- [Information provided]
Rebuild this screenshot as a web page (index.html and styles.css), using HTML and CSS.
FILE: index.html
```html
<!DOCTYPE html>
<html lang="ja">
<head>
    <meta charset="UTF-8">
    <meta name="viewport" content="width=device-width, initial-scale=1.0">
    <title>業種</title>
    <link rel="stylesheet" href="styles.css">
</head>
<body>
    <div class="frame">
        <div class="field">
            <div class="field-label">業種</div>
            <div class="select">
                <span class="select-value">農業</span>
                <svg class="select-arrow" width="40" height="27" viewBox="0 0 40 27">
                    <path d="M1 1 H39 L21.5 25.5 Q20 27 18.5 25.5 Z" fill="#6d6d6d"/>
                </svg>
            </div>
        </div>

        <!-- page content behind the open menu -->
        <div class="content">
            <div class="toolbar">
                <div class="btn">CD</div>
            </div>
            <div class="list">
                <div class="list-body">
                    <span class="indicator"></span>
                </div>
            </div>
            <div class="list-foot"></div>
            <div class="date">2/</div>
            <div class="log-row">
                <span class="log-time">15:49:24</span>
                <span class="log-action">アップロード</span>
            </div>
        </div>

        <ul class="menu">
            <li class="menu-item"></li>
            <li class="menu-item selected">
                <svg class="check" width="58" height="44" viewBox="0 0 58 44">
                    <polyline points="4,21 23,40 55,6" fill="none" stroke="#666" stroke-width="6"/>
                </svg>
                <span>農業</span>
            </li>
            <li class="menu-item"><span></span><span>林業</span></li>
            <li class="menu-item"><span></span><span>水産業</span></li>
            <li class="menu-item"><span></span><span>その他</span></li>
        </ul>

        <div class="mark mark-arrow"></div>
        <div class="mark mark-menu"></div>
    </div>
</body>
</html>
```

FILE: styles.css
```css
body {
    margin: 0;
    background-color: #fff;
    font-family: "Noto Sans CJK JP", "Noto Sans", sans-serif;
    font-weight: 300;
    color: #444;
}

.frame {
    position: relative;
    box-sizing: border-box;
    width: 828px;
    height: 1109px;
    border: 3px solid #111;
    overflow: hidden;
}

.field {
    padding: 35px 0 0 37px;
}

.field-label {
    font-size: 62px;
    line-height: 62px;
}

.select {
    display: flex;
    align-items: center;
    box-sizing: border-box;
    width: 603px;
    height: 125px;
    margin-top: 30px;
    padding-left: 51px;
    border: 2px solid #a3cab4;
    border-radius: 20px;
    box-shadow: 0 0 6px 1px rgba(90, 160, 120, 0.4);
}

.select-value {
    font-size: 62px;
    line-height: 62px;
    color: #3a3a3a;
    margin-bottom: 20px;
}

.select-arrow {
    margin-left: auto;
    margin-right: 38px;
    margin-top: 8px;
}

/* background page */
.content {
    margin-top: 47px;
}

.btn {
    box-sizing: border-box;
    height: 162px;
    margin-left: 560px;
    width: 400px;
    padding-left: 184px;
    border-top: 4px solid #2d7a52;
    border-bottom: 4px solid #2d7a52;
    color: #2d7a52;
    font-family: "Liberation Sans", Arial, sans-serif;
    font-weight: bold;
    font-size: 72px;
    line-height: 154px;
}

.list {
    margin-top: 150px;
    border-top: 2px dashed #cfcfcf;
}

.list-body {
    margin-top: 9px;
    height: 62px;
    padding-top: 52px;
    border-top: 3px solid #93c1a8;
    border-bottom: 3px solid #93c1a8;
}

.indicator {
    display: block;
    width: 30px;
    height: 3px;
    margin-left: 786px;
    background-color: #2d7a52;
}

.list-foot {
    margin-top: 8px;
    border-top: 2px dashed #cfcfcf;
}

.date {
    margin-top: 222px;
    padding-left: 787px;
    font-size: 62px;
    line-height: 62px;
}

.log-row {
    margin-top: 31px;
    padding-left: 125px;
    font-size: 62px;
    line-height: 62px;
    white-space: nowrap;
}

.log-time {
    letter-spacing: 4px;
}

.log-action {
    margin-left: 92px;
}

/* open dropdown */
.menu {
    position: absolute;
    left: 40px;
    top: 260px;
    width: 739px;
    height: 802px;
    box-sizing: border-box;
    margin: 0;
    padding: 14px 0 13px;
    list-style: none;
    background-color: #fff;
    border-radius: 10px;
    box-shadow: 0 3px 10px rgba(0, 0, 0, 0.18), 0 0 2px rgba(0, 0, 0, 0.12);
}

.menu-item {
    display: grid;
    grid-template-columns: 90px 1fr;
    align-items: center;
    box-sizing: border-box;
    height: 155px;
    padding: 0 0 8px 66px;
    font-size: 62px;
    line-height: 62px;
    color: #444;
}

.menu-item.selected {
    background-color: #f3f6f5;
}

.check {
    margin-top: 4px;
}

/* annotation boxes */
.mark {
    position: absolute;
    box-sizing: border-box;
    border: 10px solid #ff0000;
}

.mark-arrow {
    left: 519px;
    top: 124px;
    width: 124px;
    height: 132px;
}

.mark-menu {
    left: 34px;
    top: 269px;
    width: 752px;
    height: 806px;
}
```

- [Request]
Copy out the material word for word and line for line.

- [Response]
Rebuild this screenshot as a web page (index.html and styles.css), using HTML and CSS.
FILE: index.html
```html
<!DOCTYPE html>
<html lang="ja">
<head>
    <meta charset="UTF-8">
    <meta name="viewport" content="width=device-width, initial-scale=1.0">
    <title>業種</title>
    <link rel="stylesheet" href="styles.css">
</head>
<body>
    <div class="frame">
        <div class="field">
            <div class="field-label">業種</div>
            <div class="select">
                <span class="select-value">農業</span>
                <svg class="select-arrow" width="40" height="27" viewBox="0 0 40 27">
                    <path d="M1 1 H39 L21.5 25.5 Q20 27 18.5 25.5 Z" fill="#6d6d6d"/>
                </svg>
            </div>
        </div>

        <!-- page content behind the open menu -->
        <div class="content">
            <div class="toolbar">
                <div class="btn">CD</div>
            </div>
            <div class="list">
                <div class="list-body">
                    <span class="indicator"></span>
                </div>
            </div>
            <div class="list-foot"></div>
            <div class="date">2/</div>
            <div class="log-row">
                <span class="log-time">15:49:24</span>
                <span class="log-action">アップロード</span>
            </div>
        </div>

        <ul class="menu">
            <li class="menu-item"></li>
            <li class="menu-item selected">
                <svg class="check" width="58" height="44" viewBox="0 0 58 44">
                    <polyline points="4,21 23,40 55,6" fill="none" stroke="#666" stroke-width="6"/>
                </svg>
                <span>農業</span>
            </li>
            <li class="menu-item"><span></span><span>林業</span></li>
            <li class="menu-item"><span></span><span>水産業</span></li>
            <li class="menu-item"><span></span><span>その他</span></li>
        </ul>

        <div class="mark mark-arrow"></div>
        <div class="mark mark-menu"></div>
    </div>
</body>
</html>
```

FILE: styles.css
```css
body {
    margin: 0;
    background-color: #fff;
    font-family: "Noto Sans CJK JP", "Noto Sans", sans-serif;
    font-weight: 300;
    color: #444;
}

.frame {
    position: relative;
    box-sizing: border-box;
    width: 828px;
    height: 1109px;
    border: 3px solid #111;
    overflow: hidden;
}

.field {
    padding: 35px 0 0 37px;
}

.field-label {
    font-size: 62px;
    line-height: 62px;
}

.select {
    display: flex;
    align-items: center;
    box-sizing: border-box;
    width: 603px;
    height: 125px;
    margin-top: 30px;
    padding-left: 51px;
    border: 2px solid #a3cab4;
    border-radius: 20px;
    box-shadow: 0 0 6px 1px rgba(90, 160, 120, 0.4);
}

.select-value {
    font-size: 62px;
    line-height: 62px;
    color: #3a3a3a;
    margin-bottom: 20px;
}

.select-arrow {
    margin-left: auto;
    margin-right: 38px;
    margin-top: 8px;
}

/* background page */
.content {
    margin-top: 47px;
}

.btn {
    box-sizing: border-box;
    height: 162px;
    margin-left: 560px;
    width: 400px;
    padding-left: 184px;
    border-top: 4px solid #2d7a52;
    border-bottom: 4px solid #2d7a52;
    color: #2d7a52;
    font-family: "Liberation Sans", Arial, sans-serif;
    font-weight: bold;
    font-size: 72px;
    line-height: 154px;
}

.list {
    margin-top: 150px;
    border-top: 2px dashed #cfcfcf;
}

.list-body {
    margin-top: 9px;
    height: 62px;
    padding-top: 52px;
    border-top: 3px solid #93c1a8;
    border-bottom: 3px solid #93c1a8;
}

.indicator {
    display: block;
    width: 30px;
    height: 3px;
    margin-left: 786px;
    background-color: #2d7a52;
}

.list-foot {
    margin-top: 8px;
    border-top: 2px dashed #cfcfcf;
}

.date {
    margin-top: 222px;
    padding-left: 787px;
    font-size: 62px;
    line-height: 62px;
}

.log-row {
    margin-top: 31px;
    padding-left: 125px;
    font-size: 62px;
    line-height: 62px;
    white-space: nowrap;
}

.log-time {
    letter-spacing: 4px;
}

.log-action {
    margin-left: 92px;
}

/* open dropdown */
.menu {
    position: absolute;
    left: 40px;
    top: 260px;
    width: 739px;
    height: 802px;
    box-sizing: border-box;
    margin: 0;
    padding: 14px 0 13px;
    list-style: none;
    background-color: #fff;
    border-radius: 10px;
    box-shadow: 0 3px 10px rgba(0, 0, 0, 0.18), 0 0 2px rgba(0, 0, 0, 0.12);
}

.menu-item {
    display: grid;
    grid-template-columns: 90px 1fr;
    align-items: center;
    box-sizing: border-box;
    height: 155px;
    padding: 0 0 8px 66px;
    font-size: 62px;
    line-height: 62px;
    color: #444;
}

.menu-item.selected {
    background-color: #f3f6f5;
}

.check {
    margin-top: 4px;
}

/* annotation boxes */
.mark {
    position: absolute;
    box-sizing: border-box;
    border: 10px solid #ff0000;
}

.mark-arrow {
    left: 519px;
    top: 124px;
    width: 124px;
    height: 132px;
}

.mark-menu {
    left: 34px;
    top: 269px;
    width: 752px;
    height: 806px;
}
```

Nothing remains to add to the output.